Мама рассказала мне подробности о своем раке. О своем лечении. Она отправится в больницу на химиотерапию. Это называется индукцией. После этого ей, возможно, потребуется пересадка стволовых клеток.
На тот момент было много неизвестного. Много статистики. Когда папа начал сыпать цифрами, процентами и показателями выживаемости, я пропустил все это мимо ушей. Я перестал слушать и уставился на недоеденное картофельное пюре Мэйбл.
Когда они закончили объяснять, я был близок к тому, чтобы снова блевануть, поэтому вышел подышать свежим воздухом.
Разве лейкемия не детская болезнь? Маме было под сорок. У нее не должно было быть лейкемии. У нее не должно было быть рака.
Рак. Рак. Рак. Это слово постоянно крутилось у меня в голове.
Я опустил голову, положил руки на колени и дышал через нос, а мир все кружился и кружился, как будто я катался на американских горках.
Я ненавидел американские горки.
У моей мамы был рак. И он, скорее всего, убьет ее. Она трижды повторила мне, что прогноз неблагоприятный. Как будто я не услышал ее в первый раз.
Кроме Стиви, все остальные за столом уже знали. Разве это не чушь собачья? Почему мы узнали об этом последними?
Я не чувствовал пальцев на ногах. Мои ботинки все еще стояли в прихожей.
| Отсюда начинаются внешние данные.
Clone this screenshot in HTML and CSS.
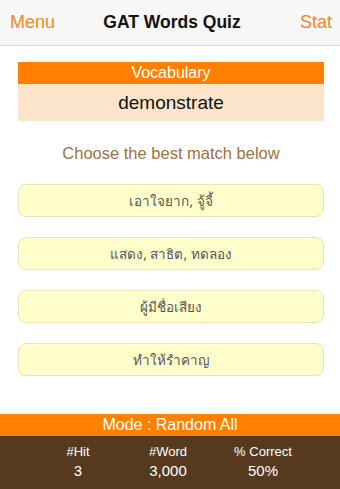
FILE: index.html
```html
<!DOCTYPE html>
<html>
<head>
<meta charset="utf-8">
<link rel="stylesheet" href="styles.css">
</head>
<body>
<div class="app">
  <header class="nav">
    <span class="nav-btn nav-left">Menu</span>
    <span class="nav-title">GAT Words Quiz</span>
    <span class="nav-btn nav-right">Stat</span>
  </header>
  <main class="main">
    <section class="vocab">
      <div class="vocab-head">Vocabulary</div>
      <div class="vocab-word">demonstrate</div>
    </section>
    <p class="prompt">Choose the best match below</p>
    <div class="choices">
      <div class="choice">เอาใจยาก, จู้จี้</div>
      <div class="choice">แสดง, สาธิต, ทดลอง</div>
      <div class="choice">ผู้มีชื่อเสียง</div>
      <div class="choice">ทำให้รำคาญ</div>
    </div>
  </main>
  <footer class="footer">
    <div class="mode">Mode : Random All</div>
    <div class="stats">
      <div class="stat"><span>#Hit</span><span class="val">3</span></div>
      <div class="stat"><span>#Word</span><span class="val">3,000</span></div>
      <div class="stat"><span>% Correct</span><span class="val">50%</span></div>
    </div>
  </footer>
</div>
</body>
</html>
```
FILE: styles.css
```css
html, body {
  margin: 0;
  padding: 0;
  background: #ffffff;
}
body {
  font-family: "Liberation Sans", Arial, "Noto Sans", sans-serif;
}
.app {
  width: 340px;
  height: 489px;
  display: flex;
  flex-direction: column;
  overflow: hidden;
}
.nav {
  height: 45px;
  flex: none;
  background: #f7f7f7;
  border-bottom: 1px solid #d8d8d8;
  display: grid;
  grid-template-columns: 1fr auto 1fr;
  align-items: center;
  padding: 0 8px 0 10px;
}
.nav-btn {
  color: #f2862a;
  font-size: 18px;
}
.nav-right {
  justify-self: end;
}
.nav-title {
  font-weight: bold;
  font-size: 17.5px;
  color: #111;
  position: relative;
  left: 1px;
}
.main {
  flex: 1;
  display: flex;
  flex-direction: column;
  padding: 16px 16px 0 18px;
}
.vocab-head {
  height: 22px;
  background: #ff8000;
  color: #fff;
  font-size: 16px;
  text-align: center;
  line-height: 22px;
}
.vocab-word {
  height: 37px;
  background: #fde5cb;
  color: #111;
  font-size: 19px;
  text-align: center;
  line-height: 37px;
}
.prompt {
  margin: 23px 0 0;
  text-align: center;
  color: #a0703f;
  font-size: 16.5px;
  line-height: 19px;
}
.choices {
  margin-top: 21px;
  display: flex;
  flex-direction: column;
  gap: 20px;
}
.choice {
  height: 31px;
  background: #ffffcc;
  border: 1px solid #e8e3b8;
  border-radius: 8px;
  display: flex;
  align-items: center;
  justify-content: center;
  font-size: 13.5px;
  color: #555;
  font-family: "Noto Sans", "DejaVu Sans", sans-serif;
}
.footer {
  flex: none;
}
.mode {
  height: 22px;
  background: #ff8000;
  color: #fff;
  text-align: center;
  font-size: 16px;
  line-height: 22px;
}
.stats {
  height: 53px;
  background: #553a20;
  display: grid;
  grid-template-columns: 90px 90px 100px;
  padding-left: 33px;
  padding-top: 7px;
  box-sizing: border-box;
}
.stat {
  display: flex;
  flex-direction: column;
  align-items: center;
  color: #fff;
  font-size: 13px;
  line-height: 18px;
}
.stat .val {
  font-size: 15px;
  line-height: 20px;
}
```
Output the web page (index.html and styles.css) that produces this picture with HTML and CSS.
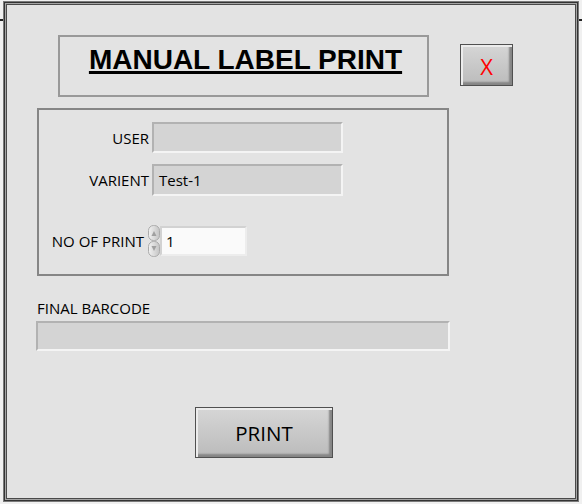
FILE: index.html
```html
<!DOCTYPE html>
<html>
<head>
<meta charset="utf-8">
<link rel="stylesheet" href="styles.css">
</head>
<body>
<div class="tick tick-left"></div>
<div class="tick tick-right"></div>
<div class="frame">
  <div class="header">
    <div class="title-box"><span class="title">MANUAL LABEL PRINT</span></div>
    <div class="btn btn-close">X</div>
  </div>
  <div class="group">
    <div class="row row-user">
      <div class="label">USER</div>
      <div class="field field-wide"></div>
    </div>
    <div class="row row-varient">
      <div class="label">VARIENT</div>
      <div class="field field-wide field-tall">Test-1</div>
    </div>
    <div class="row row-count">
      <div class="label label-count">NO OF PRINT</div>
      <svg class="spinner" width="12" height="32" viewBox="0 0 12 32">
        <defs>
          <linearGradient id="sg" x1="0" y1="0" x2="1" y2="0">
            <stop offset="0" stop-color="#f2f2f2"/>
            <stop offset="1" stop-color="#c4c4c4"/>
          </linearGradient>
        </defs>
        <rect x="0.5" y="0.5" width="11" height="15" rx="5" fill="url(#sg)" stroke="#ababab"/>
        <rect x="0.5" y="16.5" width="11" height="15" rx="5" fill="url(#sg)" stroke="#ababab"/>
        <path d="M3.5 11 L6 6 L8.5 11 Z" fill="#a0a0a0"/>
        <path d="M3.5 21 L6 26 L8.5 21 Z" fill="#a0a0a0"/>
      </svg>
      <div class="field field-num">1</div>
    </div>
  </div>
  <div class="barcode-label">FINAL BARCODE</div>
  <div class="field field-barcode"></div>
  <div class="btn btn-print">PRINT</div>
</div>
</body>
</html>
```
FILE: styles.css
```css
html, body {
  margin: 0;
  padding: 0;
}
body {
  width: 582px;
  height: 504px;
  background: #f0f0f0;
  position: relative;
  overflow: hidden;
  font-family: "Open Sans", "Noto Sans", sans-serif;
  color: #000;
}
.tick {
  position: absolute;
  top: 19px;
  height: 2px;
  background: #222;
}
.tick-left { left: 0; width: 3px; }
.tick-right { left: 578px; width: 4px; }

.frame {
  position: absolute;
  left: 3px;
  top: 1px;
  width: 576px;
  height: 501px;
  box-sizing: border-box;
  background: #e3e3e3;
  border: 1px solid #7a7a7a;
  box-shadow: inset 0 0 0 1px #333, inset 0 0 0 2px #a4a4a4, inset 0 0 0 3px #4a4a4a;
  display: flex;
  flex-direction: column;
  align-items: flex-start;
}

.header {
  display: flex;
  align-items: flex-start;
  margin: 33px 0 0 54px;
}
.title-box {
  width: 371px;
  height: 62px;
  box-sizing: border-box;
  border: 2px solid #999;
  display: flex;
  justify-content: center;
  padding-top: 9px;
  padding-left: 4px;
}
.title {
  font-family: "Liberation Sans", Arial, sans-serif;
  font-weight: bold;
  font-size: 28px;
  line-height: 28px;
  color: #000;
  text-decoration: underline;
  text-decoration-thickness: 3px;
  text-underline-offset: 2px;
}

.btn {
  box-sizing: border-box;
  border: 1px solid #505050;
  background: linear-gradient(#d6d6d6, #bbbbbb);
  box-shadow: inset 2px 2px 0 #ececec, inset -3px -3px 2px #858585;
  display: flex;
  align-items: center;
  justify-content: center;
}
.btn-close {
  width: 53px;
  height: 42px;
  margin: 9px 0 0 31px;
  color: #ff0000;
  font-family: "Open Sans", sans-serif;
  font-size: 22px;
  padding-top: 2px;
}
.btn-print {
  width: 138px;
  height: 51px;
  margin: 56px 0 0 191px;
  font-size: 20.5px;
  color: #000;
}

.group {
  margin: 11px 0 0 33px;
  width: 412px;
  height: 168px;
  box-sizing: border-box;
  border: 2px solid #868686;
}
.row {
  display: flex;
  align-items: center;
}
.row-user { margin-top: 12px; }
.row-varient { margin-top: 11px; }
.row-count { margin-top: 29px; }
.label {
  width: 110px;
  text-align: right;
  font-size: 15px;
  margin-right: 3px;
}
.label-count {
  width: 105px;
  margin-right: 4px;
}
.spinner { display: block; }

.field {
  box-sizing: border-box;
  background: #d4d4d4;
  border: 2px solid;
  border-color: #b2b2b2 #f4f4f4 #f4f4f4 #b2b2b2;
  font-size: 15px;
  display: flex;
  align-items: center;
  padding-left: 5px;
  color: #000;
}
.field-wide { width: 191px; height: 31px; }
.field-tall { height: 32px; }
.field-num {
  width: 87px;
  height: 30px;
  background: #fafafa;
  border-color: #d2d2d2 #ededed #ededed #d2d2d2;
  padding-left: 4px;
}

.barcode-label {
  margin: 22px 0 0 33px;
  font-size: 15px;
  line-height: 20px;
}
.field-barcode {
  margin: 3px 0 0 32px;
  width: 414px;
  height: 30px;
}
```
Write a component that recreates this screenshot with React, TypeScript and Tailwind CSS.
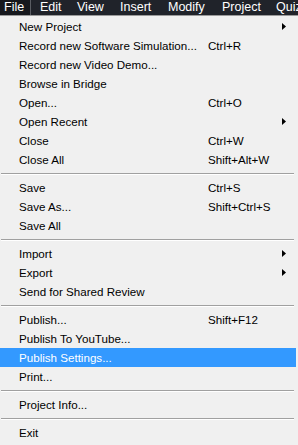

На мне были только простые белые носки. Мэйбл не подарила мне мои пушистые носки на День Благодарения.
Мы были слишком заняты разговорами о раке.
Дверь за моей спиной открылась. Я не обернулся. Наверное, это был папа или Мэйбл. Может быть, Деклан. Но стук каблуков заставил меня выпрямиться, когда Стиви опустилась на стул рядом со мной.
— Вот. — Она протянула мне мои ботинки.
Я молча натянул их, не заморачиваясь со шнурками. Затем она протянула мне ключи от моего грузовика. Каким-то образом она догадалась, что я не вернусь в дом.
— Спасибо. — Я поднялся на ноги и направился по тротуару к подъездной дорожке.
— Маверик?
Я обернулся, когда Стиви встала и подошла ближе.
Ее карие глаза наполнились слезами.
Все, кто был внутри, уже пережили этот удар. У них был шанс осознать это.
Но не у нас. Они рассказали нам об этом на гребаном Дне Благодарения, когда на столе стояли моя мини-тыква с размазанной ромашкой.